* _WORK TO COMPLETE_: Write out the listing beneath this instruction in its entirety, exactly as it reads.

* _PROVIDED DATA_:
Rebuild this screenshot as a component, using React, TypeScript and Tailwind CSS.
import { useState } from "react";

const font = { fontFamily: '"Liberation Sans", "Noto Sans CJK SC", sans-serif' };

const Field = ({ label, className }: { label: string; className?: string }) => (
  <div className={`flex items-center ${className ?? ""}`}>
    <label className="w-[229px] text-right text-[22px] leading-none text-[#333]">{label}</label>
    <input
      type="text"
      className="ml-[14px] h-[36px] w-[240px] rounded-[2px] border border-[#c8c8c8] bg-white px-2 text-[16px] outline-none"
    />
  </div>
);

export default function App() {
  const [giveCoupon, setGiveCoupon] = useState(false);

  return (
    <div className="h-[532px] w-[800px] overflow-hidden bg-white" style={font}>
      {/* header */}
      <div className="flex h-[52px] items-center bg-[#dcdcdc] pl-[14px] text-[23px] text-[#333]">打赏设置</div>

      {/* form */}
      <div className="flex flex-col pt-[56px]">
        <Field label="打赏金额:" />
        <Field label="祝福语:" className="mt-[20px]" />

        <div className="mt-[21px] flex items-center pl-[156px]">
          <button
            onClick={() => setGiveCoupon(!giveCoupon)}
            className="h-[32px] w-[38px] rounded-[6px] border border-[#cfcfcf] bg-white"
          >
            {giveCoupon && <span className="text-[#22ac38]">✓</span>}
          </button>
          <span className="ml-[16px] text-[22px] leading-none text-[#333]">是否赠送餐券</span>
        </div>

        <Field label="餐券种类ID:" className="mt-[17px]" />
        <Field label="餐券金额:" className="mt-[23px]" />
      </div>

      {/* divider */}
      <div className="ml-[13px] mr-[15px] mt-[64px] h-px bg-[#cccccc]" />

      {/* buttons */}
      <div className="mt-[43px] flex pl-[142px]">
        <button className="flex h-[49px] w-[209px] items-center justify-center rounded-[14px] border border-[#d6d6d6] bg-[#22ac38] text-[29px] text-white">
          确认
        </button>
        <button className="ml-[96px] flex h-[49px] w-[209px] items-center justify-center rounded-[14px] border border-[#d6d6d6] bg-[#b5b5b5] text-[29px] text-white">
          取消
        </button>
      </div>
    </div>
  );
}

* _THE ANSWER_:
Rebuild this screenshot as a component, using React, TypeScript and Tailwind CSS.
import { useState } from "react";

const font = { fontFamily: '"Liberation Sans", "Noto Sans CJK SC", sans-serif' };

const Field = ({ label, className }: { label: string; className?: string }) => (
  <div className={`flex items-center ${className ?? ""}`}>
    <label className="w-[229px] text-right text-[22px] leading-none text-[#333]">{label}</label>
    <input
      type="text"
      className="ml-[14px] h-[36px] w-[240px] rounded-[2px] border border-[#c8c8c8] bg-white px-2 text-[16px] outline-none"
    />
  </div>
);

export default function App() {
  const [giveCoupon, setGiveCoupon] = useState(false);

  return (
    <div className="h-[532px] w-[800px] overflow-hidden bg-white" style={font}>
      {/* header */}
      <div className="flex h-[52px] items-center bg-[#dcdcdc] pl-[14px] text-[23px] text-[#333]">打赏设置</div>

      {/* form */}
      <div className="flex flex-col pt-[56px]">
        <Field label="打赏金额:" />
        <Field label="祝福语:" className="mt-[20px]" />

        <div className="mt-[21px] flex items-center pl-[156px]">
          <button
            onClick={() => setGiveCoupon(!giveCoupon)}
            className="h-[32px] w-[38px] rounded-[6px] border border-[#cfcfcf] bg-white"
          >
            {giveCoupon && <span className="text-[#22ac38]">✓</span>}
          </button>
          <span className="ml-[16px] text-[22px] leading-none text-[#333]">是否赠送餐券</span>
        </div>

        <Field label="餐券种类ID:" className="mt-[17px]" />
        <Field label="餐券金额:" className="mt-[23px]" />
      </div>

      {/* divider */}
      <div className="ml-[13px] mr-[15px] mt-[64px] h-px bg-[#cccccc]" />

      {/* buttons */}
      <div className="mt-[43px] flex pl-[142px]">
        <button className="flex h-[49px] w-[209px] items-center justify-center rounded-[14px] border border-[#d6d6d6] bg-[#22ac38] text-[29px] text-white">
          确认
        </button>
        <button className="ml-[96px] flex h-[49px] w-[209px] items-center justify-center rounded-[14px] border border-[#d6d6d6] bg-[#b5b5b5] text-[29px] text-white">
          取消
        </button>
      </div>
    </div>
  );
}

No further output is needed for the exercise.